How much value are you losing every day your IT project sits in the backlog due to missing skills?

March 7, 2026

Picture this: It’s a typical Monday morning at a mid-sized retail company. Sheridan, the operations manager, is sipping her coffee, staring at a spreadsheet that’s supposed to track inventory across 50 stores. The numbers don’t add up—again. Orders are delayed, customers are frustrated, and the team’s wasting hours manually reconciling data. There’s a shiny new IT project that could fix this mess: a dashboard in Power BI to automate inventory tracking, predict stock shortages, and streamline orders. It’s been on the backlog for six months. Why? Nobody on the team knows Power BI well enough to build it. Sound familiar? Every day that project sits untouched, the company bleeds money, time, and customer trust.

 

Let’s talk about this. IT projects stuck in limbo because of missing skills aren’t just annoying—they’re costly. Whether it’s a dashboard that could save hours or a system to improve customer experience, delays hurt. I’ve seen this firsthand. A few years back, I worked with a small marketing firm desperate to visualize their campaign performance. They had piles of data from Google Analytics and social media platforms, but no one could wrangle it into something usable. They wanted a Qlik Sense dashboard to show real-time ROI on ad spend. The problem? Their lone data analyst was a whiz at Excel but clueless about Qlik Sense. Weeks turned into months. Clients started asking why reports were still manual. The firm lost a big account because they couldn’t deliver insights fast enough.

The cost of a stalled project isn’t just about dollars. It’s the missed opportunities. For that retail company, a working Power BI dashboard could’ve caught a stockout before it cost them $10,000 in lost sales. For the marketing firm, a Qlik Sense dashboard might’ve saved that client relationship. Every day a project sits in the backlog, you’re not just delaying progress—you’re letting problems fester. And in today’s world, where tech moves at lightning speed, falling behind isn’t an option.

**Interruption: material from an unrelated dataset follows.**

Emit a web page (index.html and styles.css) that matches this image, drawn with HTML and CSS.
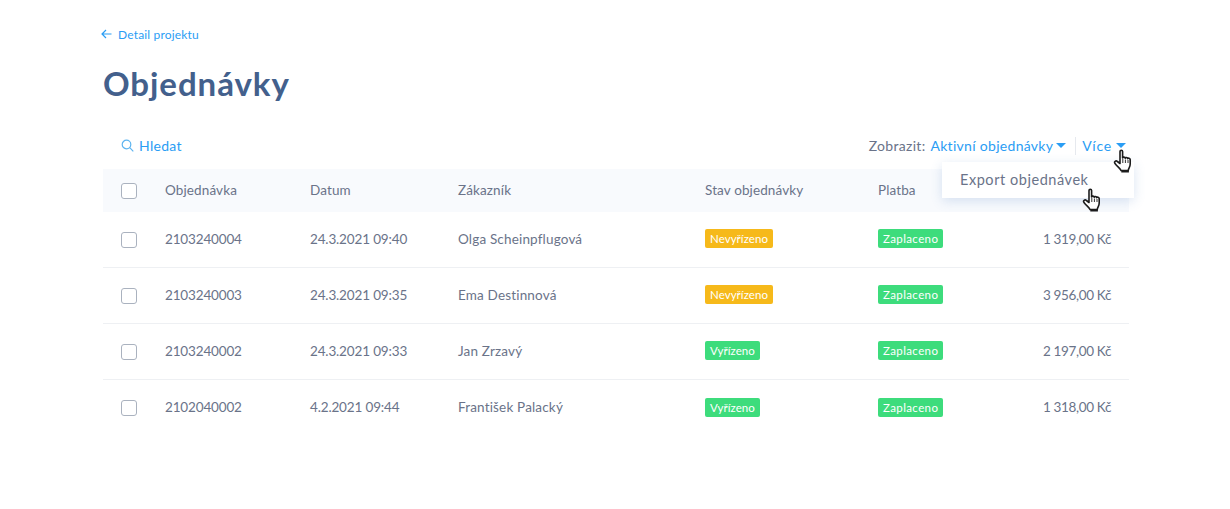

So, what’s the fix? It’s not about hiring a unicorn who knows every tool under the sun. That’s expensive and unrealistic. Instead, focus on upskilling your team or bringing in targeted help. Online courses for tools like Power BI or Qlik Sense are everywhere—many are free or cheap. I’ve seen teams transform in weeks after a few targeted training sessions. Another option is outsourcing just the tricky bits. For example, a freelancer with BI expertise can set up a dashboard’s framework, then hand it off to your team to maintain. I once helped a nonprofit get their donor data organized using Power BI. They didn’t have the budget for a full-time expert, so we brought in a contractor for two weeks to build the core reports. The staff took it from there, and they’re still using it years later.

Let’s not sugarcoat it: ignoring the skills gap is like ignoring a leaky pipe. It starts small, but soon you’re drowning. A study I stumbled across said companies lose 20-30% of potential project value for every month of delay. That’s not pocket change. Whether it’s a Power BI dashboard to track sales or a Qlik Sense app to analyze customer behavior, the longer you wait, the more you lose. And it’s not just about money—it’s about staying competitive. If your competitor’s using real-time data to make decisions while you’re stuck with spreadsheets, guess who’s winning?

Here’s another quick story. A friend of mine worked at a logistics company that needed a BI tool to optimize delivery routes. They had the data—GPS logs, driver schedules, fuel costs. But their IT team was swamped, and no one had time to learn Power BI. The project sat in the backlog for a year. Meanwhile, fuel costs skyrocketed, and drivers were taking inefficient routes. They estimated losses of $50,000 in that year alone. A single Power BI dashboard could’ve saved them half that by spotting patterns in the data. One trained person could’ve changed everything.

So, what’s the takeaway? Don’t let missing skills hold your projects hostage. Assess what’s stuck in your backlog. Figure out what tools—like Power BI, Qlik Sense, or even basic database skills—your team needs. Then act. Train someone, hire a contractor, or partner with a vendor. The cost of doing nothing is always higher than the cost of learning.